Harvey had spent seven and a half years in the brewing industry when the opportunity arose for him to join the whisky industry and move back to Scotland.

It was just too good an opportunity to turn down. I don’t regret it. The whisky industry has been fantastic from 1995 through to present day. It’s all really enjoyable and you continue to learn every day and that’s what I think fascinated me,” Harvey says.

At the time of this interview, Harvey was in Kuala Lumpur to promote three expressions from Speyburn single malt Scotch whisky – the 10-year-old, 15-year-old and 18-year-old.

The Speyburn 10 Year Old is fresh and clean with a hint of lemon on the nose and flavour-wise, is medium-bodied with hints of toffee and butterscotch and a long sweet finish. The Speyburn 15 Year Old, on other hand, offers hints of rich dark chocolate with spicy notes of raisin, zesty citrus fruits and vanilla on the nose. On the palate, it tastes of oranges, toffee, vanilla and leather, all wrapped together with a gentle spice. The 15 Year Old’s long-lasting finish has a warming spice which is sweet and creamy.

The dark golden Speyburn 18 Year Old is a medley of sweet scents and rich flavours. A quick nose reveals notes of sweet toffee, sugared almonds and chunky tropical fruit with hints of caramelised sugar and candied apples layered with a slight honeyed smokiness. Taste-wise, expect creamy dark chocolate, toffee, some gentle oak spiciness and a touch of citrus which all give way to a long, slightly smoky finish with a bittersweet edge.

According to Harvey, the leather comes from the new make spirit via the worm tubs. Sulphur compounds are the ones that tend to move to give the toffee and butterscotch aromas, after interacting with the charcoal layer on the ex-bourbon barrels. The esters that give the orange, lemon and floral fragrant aromas are from the fermentation.

If you make a really bright clear wash, then your esters are much better during fermentation. That was critical when you were making beer. It just had to be completely bright or you just didn’t collect it. You would recirculate it just to make sure it’s bright. It just takes a little bit of trub – the fatty stuff that you trap and the bed – to get through and it kill your esters completely,” explains Harvey.

When you’re brewing a lager, it’s like you have a production manual and there is a fixed way of brewing it – you do not change anything. With whisky, you find different things every day. You get casks and you nose them and you just don’t know what you’re going to find sometimes. They can be quite fascinating because obviously, you’re looking at casks that were produced 18, 20 years ago. With whisky, you can’t define it as closely as you can beer,” he elaborates.
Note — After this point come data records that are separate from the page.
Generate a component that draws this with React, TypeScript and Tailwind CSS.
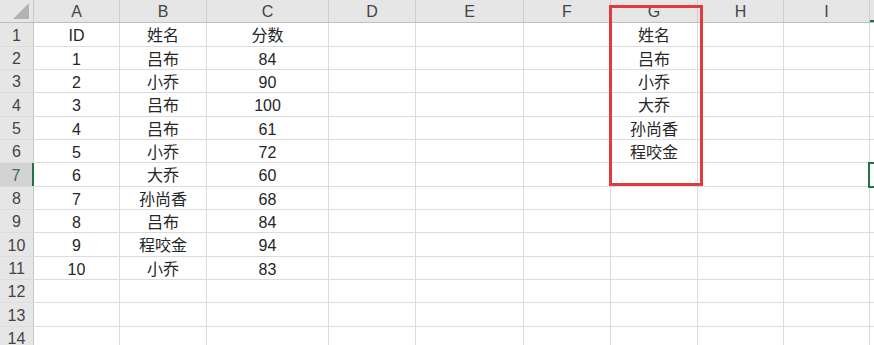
const COLS = [
  { key: 'A', w: 'w-[86px]' },
  { key: 'B', w: 'w-[87px]' },
  { key: 'C', w: 'w-[122px]' },
  { key: 'D', w: 'w-[87px]' },
  { key: 'E', w: 'w-[108px]' },
  { key: 'F', w: 'w-[87px]' },
  { key: 'G', w: 'w-[87px]' },
  { key: 'H', w: 'w-[86px]' },
  { key: 'I', w: 'w-[86px]' },
  { key: 'J', w: 'w-[86px]' },
];

// sheet contents, by row then column letter
const DATA: Record<number, Record<string, string>> = {
  1: { A: 'ID', B: '姓名', C: '分数', G: '姓名' },
  2: { A: '1', B: '吕布', C: '84', G: '吕布' },
  3: { A: '2', B: '小乔', C: '90', G: '小乔' },
  4: { A: '3', B: '吕布', C: '100', G: '大乔' },
  5: { A: '4', B: '吕布', C: '61', G: '孙尚香' },
  6: { A: '5', B: '小乔', C: '72', G: '程咬金' },
  7: { A: '6', B: '大乔', C: '60' },
  8: { A: '7', B: '孙尚香', C: '68' },
  9: { A: '8', B: '吕布', C: '84' },
  10: { A: '9', B: '程咬金', C: '94' },
  11: { A: '10', B: '小乔', C: '83' },
};

const ROWS = Array.from({ length: 14 }, (_, i) => i + 1);
const ACTIVE_ROW = 7;

export default function App() {
  return (
    <div className="relative h-[345px] w-[874px] overflow-hidden bg-white font-['Liberation_Sans','Noto_Sans_CJK_SC',sans-serif] text-[16px]">
      {/* column headers */}
      <div className="flex h-[23px] border-b border-[#bfbfbf] bg-[#e6e6e6] text-[#444]">
        <div className="relative w-[34px] shrink-0 border-r border-[#c8c8c8]">
          <svg className="absolute right-[4px] bottom-[3px]" width="16" height="16" viewBox="0 0 16 16">
            <polygon points="16,0 16,16 0,16" fill="#b3b3b3" />
          </svg>
        </div>
        {COLS.map((c) => (
          <div
            key={c.key}
            className={`${c.w} flex shrink-0 items-center justify-center border-r border-[#cfcfcf] pt-[2px] leading-none ${
              c.key === 'J' ? 'border-b-2 border-b-[#217346]' : ''
            }`}
          >
            {c.key === 'J' ? '' : c.key}
          </div>
        ))}
      </div>

      {ROWS.map((r, i) => (
        <div key={r} className={`flex ${i % 3 === 0 ? 'h-[24px]' : 'h-[23px]'} border-b border-[#dcdcdc]`}>
          <div
            className={`flex w-[34px] shrink-0 items-center justify-center pt-[2px] leading-none ${
              r === ACTIVE_ROW
                ? 'border-r-2 border-[#217346] bg-[#d3d3d3] text-[#3d6b4f]'
                : 'border-r border-[#c8c8c8] bg-[#e6e6e6] text-[#444]'
            }`}
          >
            {r}
          </div>
          {COLS.map((c) => (
            <div
              key={c.key}
              className={`${c.w} flex shrink-0 items-center justify-center border-r border-[#dcdcdc] pt-[3px] leading-none text-[#262626]`}
            >
              {DATA[r]?.[c.key] ?? ''}
            </div>
          ))}
        </div>
      ))}

      {/* highlight box drawn over column G */}
      <div className="pointer-events-none absolute top-[5px] left-[609px] h-[181px] w-[94px] border-[3px] border-[#e03a3e]" />
      {/* active cell J7 */}
      <div className="pointer-events-none absolute top-[162px] left-[868px] h-[26px] w-[20px] border-2 border-[#217346]" />
    </div>
  );
}
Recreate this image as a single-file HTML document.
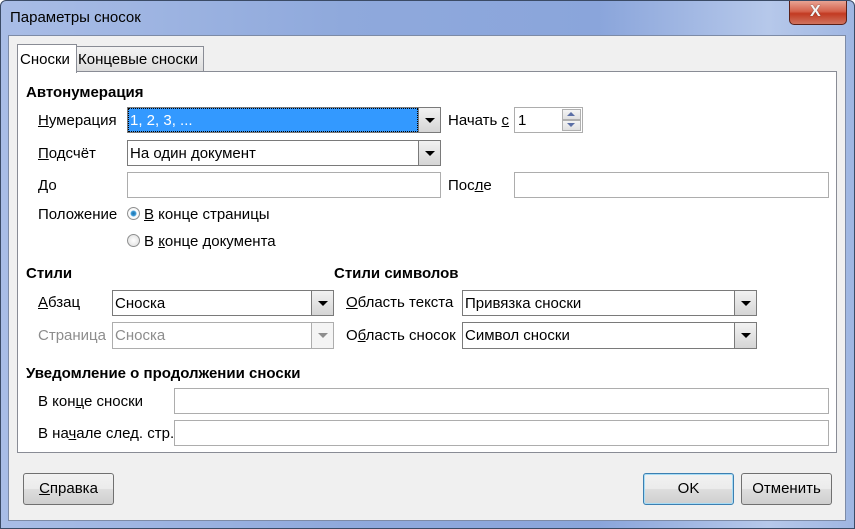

The stills hold many unknowns with them, like perfumes. Some of the compounds are so tiny or miniscule that you’ll never detect some things chemically. It’s all in your nose or your palate. That’s the most important piece of equipment based on the sensory side of things. What I find fantastic about whisky is that you’ll never ever define every single compound that’s in single malt whisky.”

Aside from nosing and tasting the whiskies, Harvey is also responsible for buying the casks they mature in.  

The whisky industry is currently seeing big growth in single cask expressions. Harvey reveals that Inver House has been picking out casks for single casks bottlings and are looking to do around 100 casks a year.

It depends on what we find. We have some 2004 casks that we’ve found that are really nice but we’ve also been bottling some 1996 casks that we think are really good. It all depends on the market and how receptive they are to single casks. Speyburn is targeting malt whisky aficionados who prefer “something straight from the cask going straight into the bottle.”

A bourbon barrel could produce 200 to 250 bottles where a 200L barrel would produce 140L to 150L after maturation, losing strength and the angels’ share. Harvey says that it’s a rare thing that something does not go right after the expected maturation period. This is where experience comes in. Ensuring tight control in cask quality means not getting the inferior quality that they used to get from the matured casks from Spain back in the day. That is why Inver House pays the prices it does for its casks – this assures them consistency and quality without surprises after 12 years.

That’s where you have to be very careful. Buying mature casks from Spain was mainly unreliable because they could sell you casks that had been in a bodega for 200 years and were basically totally inert with not much reaction potential left in them. That’s why as a group, we basically pay the cooperages in Spain to manufacture new casks. We set the specifications for them – the size and thickness of the staves, and toasting time – so quality in the cask is there,” explains Harvey.  

According to Harvey, the way the different trees grow affect how they are prepared and burnt to get the charcoal onto the wood. American Oak grows very straight and very slowly which gives it a tight grain – it has to be burnt at 600°C to open it up. Spanish Oak, on the other hand, grows in Galicia in extreme conditions – very hot summers and very cold winters making the oak tree grow twisted and gnarled. When the wood is finally cut, there is a lot of wastage because those knotted sections cannot be used to make staves. While this may give the wood a looser grain for it to be toasted at 200°C, the overall wastage results in Spanish Oak being a lot more expensive than American Oak.

Spanish Oak has a more open structure, that’s why you want to just toast it, to gently shape the cask. The wood also has much higher sugar and tannin levels so it has to be treated gently – we don’t want too much tannin coming into the whisky or it can become very bitter and astringent,” Harvey expounds.

When we produce the 15 Year Old, we keep it in the Spanish Oak for about two years – I’ve discovered that gives it a nice balance for it to spend 13 years in the American Oak, and then two years in the Spanish Oak. You still get the new make character and the floral fragrant aromas. The toffee, vanilla and honey come from the American Oak while the spicy chocolate, raisins and Christmas cake come from the Spanish Oak. To me, the 15 has a nice balance,” he says.